## Objective
Leave out the pictures and print only the lines from the one with "Output the component" through the one with "MdBluetooth, MdRemoveCircleOutline, MdSettings", exactly as they are.

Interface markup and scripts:
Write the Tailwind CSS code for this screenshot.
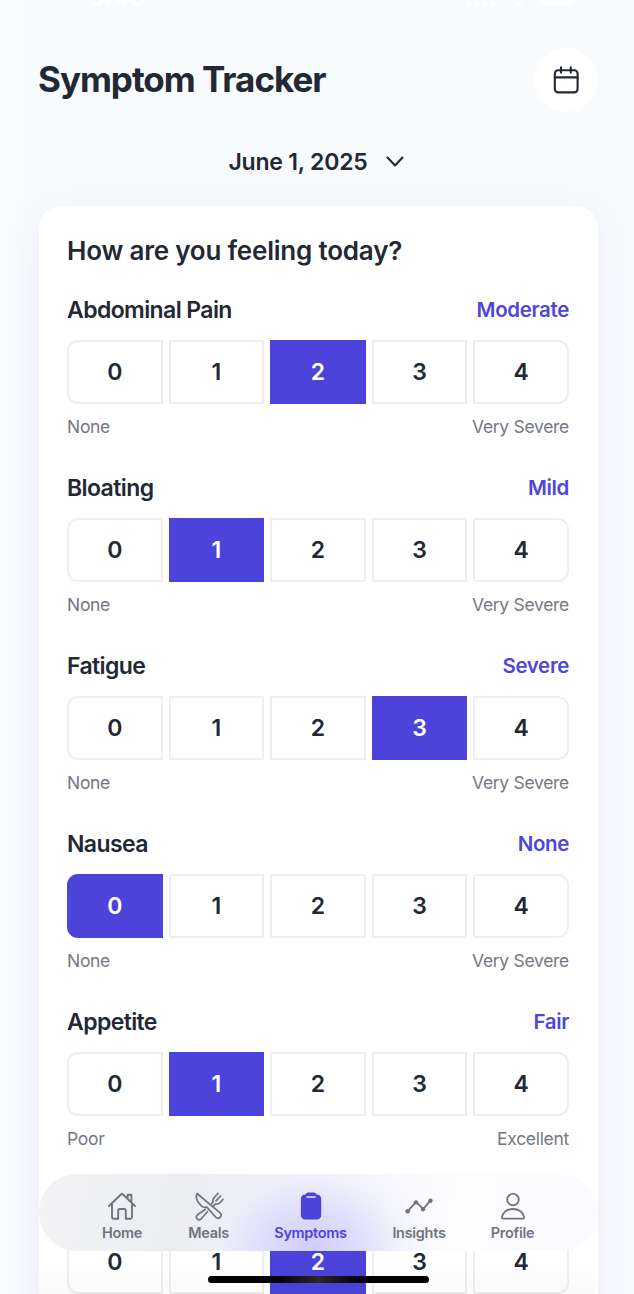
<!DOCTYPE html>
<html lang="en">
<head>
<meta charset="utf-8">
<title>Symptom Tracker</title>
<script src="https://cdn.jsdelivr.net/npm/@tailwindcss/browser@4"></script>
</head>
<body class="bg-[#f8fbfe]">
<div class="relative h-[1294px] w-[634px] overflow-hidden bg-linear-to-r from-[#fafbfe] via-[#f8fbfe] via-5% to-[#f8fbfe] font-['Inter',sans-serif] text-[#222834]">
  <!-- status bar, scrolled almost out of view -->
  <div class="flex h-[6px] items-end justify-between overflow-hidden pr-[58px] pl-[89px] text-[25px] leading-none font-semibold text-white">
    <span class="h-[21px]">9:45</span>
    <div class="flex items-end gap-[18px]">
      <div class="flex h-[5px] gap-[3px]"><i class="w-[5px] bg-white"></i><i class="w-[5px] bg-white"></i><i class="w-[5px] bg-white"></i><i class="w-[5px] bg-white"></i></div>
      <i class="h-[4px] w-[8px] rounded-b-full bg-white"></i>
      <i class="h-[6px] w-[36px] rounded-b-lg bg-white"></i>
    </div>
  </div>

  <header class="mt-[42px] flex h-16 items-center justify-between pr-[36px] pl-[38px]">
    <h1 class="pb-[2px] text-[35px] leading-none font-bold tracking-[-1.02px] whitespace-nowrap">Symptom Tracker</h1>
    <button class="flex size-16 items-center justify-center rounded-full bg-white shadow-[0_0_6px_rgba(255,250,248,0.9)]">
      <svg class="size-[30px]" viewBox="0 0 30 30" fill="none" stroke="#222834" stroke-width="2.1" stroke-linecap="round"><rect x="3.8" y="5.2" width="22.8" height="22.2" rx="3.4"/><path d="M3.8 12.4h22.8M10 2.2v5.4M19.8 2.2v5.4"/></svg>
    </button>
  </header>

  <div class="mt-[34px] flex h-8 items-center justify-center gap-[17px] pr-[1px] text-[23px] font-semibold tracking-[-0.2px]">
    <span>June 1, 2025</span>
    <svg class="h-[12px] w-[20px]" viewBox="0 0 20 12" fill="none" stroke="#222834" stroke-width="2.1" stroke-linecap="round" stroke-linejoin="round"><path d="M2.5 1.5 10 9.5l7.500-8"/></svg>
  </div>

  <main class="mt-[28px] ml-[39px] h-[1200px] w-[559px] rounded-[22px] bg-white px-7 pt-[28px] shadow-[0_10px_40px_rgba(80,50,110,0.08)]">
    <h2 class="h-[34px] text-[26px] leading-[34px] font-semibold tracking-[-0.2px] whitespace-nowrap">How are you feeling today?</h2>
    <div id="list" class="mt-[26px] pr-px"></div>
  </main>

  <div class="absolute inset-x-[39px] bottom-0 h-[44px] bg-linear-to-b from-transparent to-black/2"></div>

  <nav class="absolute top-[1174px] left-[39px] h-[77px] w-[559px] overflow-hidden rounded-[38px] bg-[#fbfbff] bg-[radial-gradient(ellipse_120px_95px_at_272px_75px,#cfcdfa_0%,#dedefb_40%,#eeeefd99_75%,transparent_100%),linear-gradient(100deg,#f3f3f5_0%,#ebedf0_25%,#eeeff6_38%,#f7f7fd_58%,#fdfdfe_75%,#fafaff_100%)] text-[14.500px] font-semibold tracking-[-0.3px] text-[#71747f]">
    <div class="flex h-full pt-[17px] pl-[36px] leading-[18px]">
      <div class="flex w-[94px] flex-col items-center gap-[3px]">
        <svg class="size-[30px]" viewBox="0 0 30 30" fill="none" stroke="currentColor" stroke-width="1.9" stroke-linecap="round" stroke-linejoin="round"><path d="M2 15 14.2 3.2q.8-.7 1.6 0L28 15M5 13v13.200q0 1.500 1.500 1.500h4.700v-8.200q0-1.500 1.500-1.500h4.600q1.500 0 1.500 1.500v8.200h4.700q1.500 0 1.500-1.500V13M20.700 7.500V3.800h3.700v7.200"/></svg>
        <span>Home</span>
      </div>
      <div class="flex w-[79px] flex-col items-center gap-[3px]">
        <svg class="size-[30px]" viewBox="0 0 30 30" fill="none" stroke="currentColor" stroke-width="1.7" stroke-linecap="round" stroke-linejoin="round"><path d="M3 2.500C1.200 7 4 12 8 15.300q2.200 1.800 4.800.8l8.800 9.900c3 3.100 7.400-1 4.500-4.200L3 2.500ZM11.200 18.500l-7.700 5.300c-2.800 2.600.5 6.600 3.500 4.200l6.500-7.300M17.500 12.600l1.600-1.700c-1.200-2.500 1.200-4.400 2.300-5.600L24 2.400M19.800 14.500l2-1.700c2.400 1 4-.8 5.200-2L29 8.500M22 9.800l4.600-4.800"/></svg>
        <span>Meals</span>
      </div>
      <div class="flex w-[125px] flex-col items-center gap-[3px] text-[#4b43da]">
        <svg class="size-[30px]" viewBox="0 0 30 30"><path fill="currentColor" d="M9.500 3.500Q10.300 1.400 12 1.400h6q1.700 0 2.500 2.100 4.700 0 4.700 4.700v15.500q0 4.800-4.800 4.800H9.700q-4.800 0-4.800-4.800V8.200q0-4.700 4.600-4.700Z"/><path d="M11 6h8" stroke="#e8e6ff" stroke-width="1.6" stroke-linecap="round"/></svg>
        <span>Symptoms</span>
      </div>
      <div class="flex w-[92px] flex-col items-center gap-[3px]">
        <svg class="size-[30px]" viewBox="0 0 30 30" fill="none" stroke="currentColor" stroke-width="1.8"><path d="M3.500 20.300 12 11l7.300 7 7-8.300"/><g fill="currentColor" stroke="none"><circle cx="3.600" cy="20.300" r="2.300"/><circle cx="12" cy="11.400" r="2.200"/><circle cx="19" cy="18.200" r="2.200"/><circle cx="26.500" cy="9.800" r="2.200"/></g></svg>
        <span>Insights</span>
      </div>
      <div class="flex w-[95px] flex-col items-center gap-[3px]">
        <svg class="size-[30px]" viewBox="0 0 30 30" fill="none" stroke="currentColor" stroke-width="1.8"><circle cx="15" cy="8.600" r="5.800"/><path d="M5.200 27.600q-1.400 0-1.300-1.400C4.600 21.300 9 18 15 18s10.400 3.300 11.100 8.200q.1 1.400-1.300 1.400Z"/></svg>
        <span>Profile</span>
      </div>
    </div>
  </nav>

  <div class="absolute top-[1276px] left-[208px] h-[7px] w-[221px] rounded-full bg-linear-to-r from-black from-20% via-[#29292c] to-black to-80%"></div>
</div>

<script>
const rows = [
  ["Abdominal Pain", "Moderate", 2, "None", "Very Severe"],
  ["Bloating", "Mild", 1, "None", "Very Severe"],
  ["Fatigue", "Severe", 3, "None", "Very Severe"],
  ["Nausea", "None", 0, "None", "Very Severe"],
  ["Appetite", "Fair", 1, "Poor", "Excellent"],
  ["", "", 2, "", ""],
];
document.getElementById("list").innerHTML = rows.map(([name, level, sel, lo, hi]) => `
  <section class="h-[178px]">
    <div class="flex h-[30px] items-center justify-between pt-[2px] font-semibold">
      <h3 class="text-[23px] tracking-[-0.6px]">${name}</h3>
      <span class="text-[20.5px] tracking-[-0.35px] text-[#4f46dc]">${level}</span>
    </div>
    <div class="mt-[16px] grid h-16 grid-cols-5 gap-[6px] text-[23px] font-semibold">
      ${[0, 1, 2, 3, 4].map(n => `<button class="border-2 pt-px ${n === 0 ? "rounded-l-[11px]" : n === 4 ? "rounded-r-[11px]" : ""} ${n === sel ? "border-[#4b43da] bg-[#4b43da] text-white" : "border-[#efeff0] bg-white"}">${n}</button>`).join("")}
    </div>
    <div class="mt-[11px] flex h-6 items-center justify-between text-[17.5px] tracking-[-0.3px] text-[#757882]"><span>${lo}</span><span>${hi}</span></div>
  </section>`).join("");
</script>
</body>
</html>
* * *
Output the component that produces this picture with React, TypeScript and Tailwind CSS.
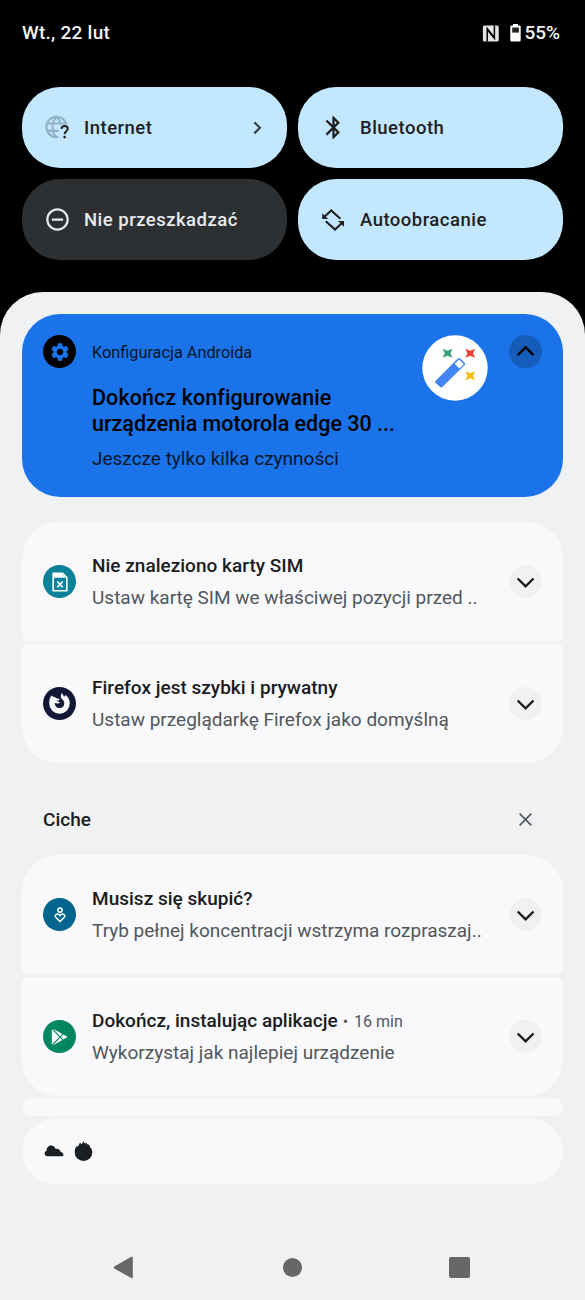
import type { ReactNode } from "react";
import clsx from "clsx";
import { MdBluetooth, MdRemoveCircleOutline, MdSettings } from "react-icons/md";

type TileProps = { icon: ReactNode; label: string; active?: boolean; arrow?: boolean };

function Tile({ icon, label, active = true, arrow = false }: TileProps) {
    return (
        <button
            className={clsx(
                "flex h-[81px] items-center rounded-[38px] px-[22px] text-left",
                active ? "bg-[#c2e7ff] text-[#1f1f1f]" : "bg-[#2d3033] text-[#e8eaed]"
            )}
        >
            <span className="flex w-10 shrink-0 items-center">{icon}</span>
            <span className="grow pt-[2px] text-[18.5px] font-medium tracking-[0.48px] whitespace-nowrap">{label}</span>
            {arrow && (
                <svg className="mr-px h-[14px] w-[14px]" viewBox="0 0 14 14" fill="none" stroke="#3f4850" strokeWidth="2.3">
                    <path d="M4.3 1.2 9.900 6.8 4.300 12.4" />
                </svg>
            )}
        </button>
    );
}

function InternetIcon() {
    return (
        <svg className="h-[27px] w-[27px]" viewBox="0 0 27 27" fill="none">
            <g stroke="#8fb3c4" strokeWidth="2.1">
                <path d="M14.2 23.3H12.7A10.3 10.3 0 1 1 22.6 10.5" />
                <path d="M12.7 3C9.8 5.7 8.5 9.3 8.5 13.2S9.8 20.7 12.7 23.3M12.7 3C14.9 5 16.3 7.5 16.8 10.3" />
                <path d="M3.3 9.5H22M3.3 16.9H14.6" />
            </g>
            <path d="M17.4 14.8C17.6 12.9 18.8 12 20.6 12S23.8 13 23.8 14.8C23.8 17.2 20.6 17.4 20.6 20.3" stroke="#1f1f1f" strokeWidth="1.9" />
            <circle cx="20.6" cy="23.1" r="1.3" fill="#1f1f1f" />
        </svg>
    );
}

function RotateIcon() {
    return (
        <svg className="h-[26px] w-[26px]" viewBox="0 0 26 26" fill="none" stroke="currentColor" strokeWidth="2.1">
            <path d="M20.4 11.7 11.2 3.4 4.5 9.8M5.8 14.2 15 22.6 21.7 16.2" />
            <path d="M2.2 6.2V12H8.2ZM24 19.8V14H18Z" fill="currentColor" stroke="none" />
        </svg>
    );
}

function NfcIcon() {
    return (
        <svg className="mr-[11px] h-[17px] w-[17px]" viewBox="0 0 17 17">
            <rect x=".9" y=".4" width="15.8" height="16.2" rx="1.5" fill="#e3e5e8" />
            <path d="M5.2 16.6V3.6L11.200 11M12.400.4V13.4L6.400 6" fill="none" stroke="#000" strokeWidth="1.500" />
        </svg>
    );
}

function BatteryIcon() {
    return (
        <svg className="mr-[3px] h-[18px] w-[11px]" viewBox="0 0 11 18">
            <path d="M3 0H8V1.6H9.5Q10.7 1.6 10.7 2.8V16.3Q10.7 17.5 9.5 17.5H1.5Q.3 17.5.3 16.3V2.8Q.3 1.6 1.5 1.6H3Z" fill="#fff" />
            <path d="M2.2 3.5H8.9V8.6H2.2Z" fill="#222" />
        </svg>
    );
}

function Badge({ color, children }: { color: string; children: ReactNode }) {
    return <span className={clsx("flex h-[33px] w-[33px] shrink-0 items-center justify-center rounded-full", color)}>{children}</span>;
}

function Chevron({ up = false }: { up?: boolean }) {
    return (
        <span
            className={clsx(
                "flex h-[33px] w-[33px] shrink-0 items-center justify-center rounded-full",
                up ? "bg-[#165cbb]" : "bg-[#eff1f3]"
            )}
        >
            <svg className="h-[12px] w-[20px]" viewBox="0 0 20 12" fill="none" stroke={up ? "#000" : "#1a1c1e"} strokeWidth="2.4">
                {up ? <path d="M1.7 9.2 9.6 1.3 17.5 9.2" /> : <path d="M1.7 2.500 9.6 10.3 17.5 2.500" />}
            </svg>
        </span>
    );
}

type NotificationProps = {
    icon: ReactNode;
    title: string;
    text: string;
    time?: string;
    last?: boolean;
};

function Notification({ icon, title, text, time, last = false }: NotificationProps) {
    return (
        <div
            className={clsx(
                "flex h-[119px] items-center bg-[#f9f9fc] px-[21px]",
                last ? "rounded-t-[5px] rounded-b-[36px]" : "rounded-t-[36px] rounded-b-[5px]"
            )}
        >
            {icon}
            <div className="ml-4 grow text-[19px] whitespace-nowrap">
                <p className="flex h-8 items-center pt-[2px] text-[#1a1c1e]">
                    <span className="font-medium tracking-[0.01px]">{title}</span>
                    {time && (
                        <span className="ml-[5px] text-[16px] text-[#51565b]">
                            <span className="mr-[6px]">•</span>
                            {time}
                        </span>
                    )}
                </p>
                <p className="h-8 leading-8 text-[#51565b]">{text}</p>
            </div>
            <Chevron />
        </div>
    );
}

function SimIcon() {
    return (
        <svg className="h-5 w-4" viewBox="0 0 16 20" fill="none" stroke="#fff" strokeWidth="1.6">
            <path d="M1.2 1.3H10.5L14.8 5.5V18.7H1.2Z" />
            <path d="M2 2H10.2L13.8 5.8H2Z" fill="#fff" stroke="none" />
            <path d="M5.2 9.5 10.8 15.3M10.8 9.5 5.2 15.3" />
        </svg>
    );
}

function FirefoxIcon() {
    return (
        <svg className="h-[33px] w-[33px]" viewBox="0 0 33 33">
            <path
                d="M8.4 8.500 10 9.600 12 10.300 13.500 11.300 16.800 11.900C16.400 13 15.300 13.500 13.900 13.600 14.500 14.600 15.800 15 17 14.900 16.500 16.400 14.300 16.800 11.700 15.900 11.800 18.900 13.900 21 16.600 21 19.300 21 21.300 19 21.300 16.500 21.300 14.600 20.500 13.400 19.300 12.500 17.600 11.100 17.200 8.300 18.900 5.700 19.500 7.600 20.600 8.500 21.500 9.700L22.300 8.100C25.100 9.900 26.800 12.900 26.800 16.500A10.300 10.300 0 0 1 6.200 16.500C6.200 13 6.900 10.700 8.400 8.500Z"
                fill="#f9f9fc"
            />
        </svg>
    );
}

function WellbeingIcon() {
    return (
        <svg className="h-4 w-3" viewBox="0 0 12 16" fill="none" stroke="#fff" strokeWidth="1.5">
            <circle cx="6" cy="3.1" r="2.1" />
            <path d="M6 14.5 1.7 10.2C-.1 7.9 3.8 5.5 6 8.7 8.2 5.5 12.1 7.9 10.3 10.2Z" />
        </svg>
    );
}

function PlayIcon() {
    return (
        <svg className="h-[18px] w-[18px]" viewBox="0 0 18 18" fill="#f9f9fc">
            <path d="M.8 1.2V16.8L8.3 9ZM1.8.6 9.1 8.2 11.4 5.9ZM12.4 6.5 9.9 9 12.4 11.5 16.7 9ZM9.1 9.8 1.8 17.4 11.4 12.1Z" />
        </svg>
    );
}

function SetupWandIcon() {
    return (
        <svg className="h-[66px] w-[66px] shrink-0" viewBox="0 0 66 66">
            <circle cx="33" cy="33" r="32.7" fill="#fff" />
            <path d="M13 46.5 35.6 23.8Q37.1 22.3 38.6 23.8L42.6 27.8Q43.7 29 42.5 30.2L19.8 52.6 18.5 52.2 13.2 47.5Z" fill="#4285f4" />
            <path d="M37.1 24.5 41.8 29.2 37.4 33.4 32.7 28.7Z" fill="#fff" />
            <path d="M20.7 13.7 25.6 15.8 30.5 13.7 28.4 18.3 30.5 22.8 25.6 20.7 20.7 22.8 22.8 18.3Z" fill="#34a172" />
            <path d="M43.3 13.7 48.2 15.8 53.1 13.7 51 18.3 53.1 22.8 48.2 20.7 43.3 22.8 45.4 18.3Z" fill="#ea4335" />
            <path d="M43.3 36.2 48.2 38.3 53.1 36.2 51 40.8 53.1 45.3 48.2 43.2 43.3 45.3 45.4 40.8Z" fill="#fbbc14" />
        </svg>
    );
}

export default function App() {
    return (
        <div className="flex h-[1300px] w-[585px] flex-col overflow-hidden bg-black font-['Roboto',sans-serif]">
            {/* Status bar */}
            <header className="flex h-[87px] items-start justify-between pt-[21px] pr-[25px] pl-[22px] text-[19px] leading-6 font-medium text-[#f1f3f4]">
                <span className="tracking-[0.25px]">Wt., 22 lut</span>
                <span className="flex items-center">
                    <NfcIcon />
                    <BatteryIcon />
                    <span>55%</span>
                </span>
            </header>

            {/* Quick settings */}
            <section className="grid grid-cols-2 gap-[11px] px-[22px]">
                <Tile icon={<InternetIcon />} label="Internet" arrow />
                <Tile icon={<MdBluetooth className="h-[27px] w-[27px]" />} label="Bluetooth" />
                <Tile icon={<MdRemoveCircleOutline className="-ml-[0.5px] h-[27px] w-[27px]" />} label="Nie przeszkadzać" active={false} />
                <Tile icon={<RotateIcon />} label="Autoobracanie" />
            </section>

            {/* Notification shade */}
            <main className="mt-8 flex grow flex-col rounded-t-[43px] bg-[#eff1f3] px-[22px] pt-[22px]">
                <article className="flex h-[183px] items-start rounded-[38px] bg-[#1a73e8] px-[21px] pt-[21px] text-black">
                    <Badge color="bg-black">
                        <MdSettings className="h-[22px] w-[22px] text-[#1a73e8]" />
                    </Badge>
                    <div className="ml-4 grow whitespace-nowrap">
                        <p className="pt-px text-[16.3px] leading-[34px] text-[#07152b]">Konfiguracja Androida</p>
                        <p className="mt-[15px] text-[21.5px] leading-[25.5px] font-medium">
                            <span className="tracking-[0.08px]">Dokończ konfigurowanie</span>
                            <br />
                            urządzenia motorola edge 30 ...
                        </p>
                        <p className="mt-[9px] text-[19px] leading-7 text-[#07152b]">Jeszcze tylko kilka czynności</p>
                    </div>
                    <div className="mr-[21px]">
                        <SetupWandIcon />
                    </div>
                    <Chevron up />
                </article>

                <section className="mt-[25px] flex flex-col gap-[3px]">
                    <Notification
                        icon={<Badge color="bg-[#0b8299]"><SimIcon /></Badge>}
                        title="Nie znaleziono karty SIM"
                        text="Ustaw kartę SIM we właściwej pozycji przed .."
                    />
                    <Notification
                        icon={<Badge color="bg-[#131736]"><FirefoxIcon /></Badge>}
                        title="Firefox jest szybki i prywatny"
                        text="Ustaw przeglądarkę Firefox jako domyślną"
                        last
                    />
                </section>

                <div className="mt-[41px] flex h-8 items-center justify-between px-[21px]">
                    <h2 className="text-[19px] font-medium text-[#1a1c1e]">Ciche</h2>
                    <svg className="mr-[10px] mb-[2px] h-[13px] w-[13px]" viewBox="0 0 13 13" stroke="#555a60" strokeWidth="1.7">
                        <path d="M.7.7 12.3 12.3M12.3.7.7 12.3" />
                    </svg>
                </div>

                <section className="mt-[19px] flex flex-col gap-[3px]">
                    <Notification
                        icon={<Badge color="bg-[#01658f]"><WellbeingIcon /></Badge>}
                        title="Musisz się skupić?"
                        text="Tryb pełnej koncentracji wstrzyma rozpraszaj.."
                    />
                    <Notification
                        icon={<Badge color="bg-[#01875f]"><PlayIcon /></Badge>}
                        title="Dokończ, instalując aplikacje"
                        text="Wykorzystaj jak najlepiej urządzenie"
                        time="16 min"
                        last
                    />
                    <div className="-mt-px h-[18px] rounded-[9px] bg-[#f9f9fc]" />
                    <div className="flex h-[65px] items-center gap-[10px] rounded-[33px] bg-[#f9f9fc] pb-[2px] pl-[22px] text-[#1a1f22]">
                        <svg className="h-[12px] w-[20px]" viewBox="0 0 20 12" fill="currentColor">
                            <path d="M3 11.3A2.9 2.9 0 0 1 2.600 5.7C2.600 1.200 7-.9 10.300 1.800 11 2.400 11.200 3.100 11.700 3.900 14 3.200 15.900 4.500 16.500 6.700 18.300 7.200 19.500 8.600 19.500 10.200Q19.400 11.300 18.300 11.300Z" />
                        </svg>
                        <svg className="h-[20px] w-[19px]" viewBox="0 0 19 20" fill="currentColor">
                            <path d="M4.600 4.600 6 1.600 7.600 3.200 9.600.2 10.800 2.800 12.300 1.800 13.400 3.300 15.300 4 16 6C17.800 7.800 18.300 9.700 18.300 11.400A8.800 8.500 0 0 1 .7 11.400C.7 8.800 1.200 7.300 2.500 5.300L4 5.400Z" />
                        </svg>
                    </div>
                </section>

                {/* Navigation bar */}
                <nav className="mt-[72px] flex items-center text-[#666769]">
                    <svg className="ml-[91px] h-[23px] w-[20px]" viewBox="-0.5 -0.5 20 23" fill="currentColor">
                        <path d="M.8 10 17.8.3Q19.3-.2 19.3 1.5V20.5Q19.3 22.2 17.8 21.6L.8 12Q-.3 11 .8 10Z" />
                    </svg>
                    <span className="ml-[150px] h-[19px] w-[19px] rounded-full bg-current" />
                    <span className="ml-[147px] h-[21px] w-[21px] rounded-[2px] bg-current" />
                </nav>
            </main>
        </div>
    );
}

## Correct output
Output the component that produces this picture with React, TypeScript and Tailwind CSS.
import type { ReactNode } from "react";
import clsx from "clsx";
import { MdBluetooth, MdRemoveCircleOutline, MdSettings } from "react-icons/md";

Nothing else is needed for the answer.